Theories as to what is motivating the militants vary widely. Some note that the Army is still carrying out operations in other parts of the tribal belt beyond the Waziristans. There are reports of houses being leveled in the town of Darra Adamkhel as well as in the Swat Valley, which are both in Pakistan's militant-heavy northwest. Recent suicide attacks in these areas – at the tribal council and the police funeral, respectively – could be acts of retaliation.

Militants in these areas "say they have been attacked … and they want to take revenge," says Rahimullah Yousafzai, Peshawar bureau chief of The News, a Pakistani national newspaper.

A further reason could be to put pressure on the incoming Pakistan government.

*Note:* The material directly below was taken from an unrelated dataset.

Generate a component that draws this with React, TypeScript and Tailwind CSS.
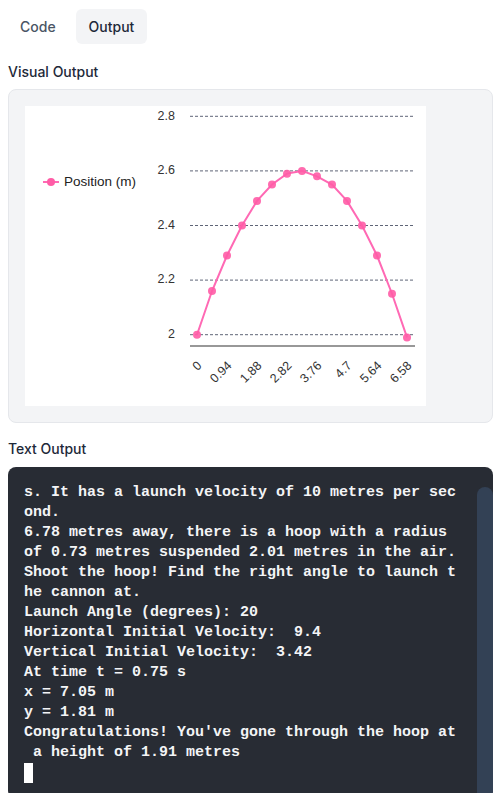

Though the Pakistan People's Party, which won the most seats in last month's election, has not yet succeeded in cementing a coalition, it will almost certainly be the leading partner in the next government – and it has taken the strongest stance against terrorism.

"They could be sending a signal that they have the power to strike anywhere, and that the government will have to talk to them on their own terms," says Mr. Yousafzai.

Yet he also suggests that the attacks might hint at cracks in Mr. Mehsud's rule of the Pakistani Taliban. "If Mehsud gives the order [for a cease-fire], not everyone is going to follow it," he says. "There's a lack of unity and a lack of command."

Many oppose attacks, blame Musharraf

What is clear is that the attacks are turning more Pakistanis against militants, whose actions were sometimes cast as freedom fighters against the United States in Afghanistan.

"It is leading to enormous public revulsion and a backlash against militants," says Rashid, the Taliban expert, who lives in Lahore.

On the streets of Lahore, however, Pakistanis are drawing their own conclusions from the bombings. Not surprisingly, it is the same message they tried to send in the election: Mr. Musharraf is the problem, and he needs to go to save the country.

"Our country has got a new government, but Musharraf is not leaving," says Mohammed Arif, a schoolteacher.

He notes that the top US military officer, the chairman of the Joint Chiefs of Staff, Adm. Mike Mullen, met with Musharraf in Pakistan on Tuesday. "Until the US stops its support for Musharraf, the Pakistani government will be helpless in maintaining the law and order situation."

The widespread perception is that Musharraf, like other military rulers before him, supported militants, both to have a proxy army and to keep the US engaged in the region.

Musharraf's government "has been nurturing such elements, and it is the nation that is paying the price," says Mohammed Zahid, a local resident, as he buys fruit at a street stand.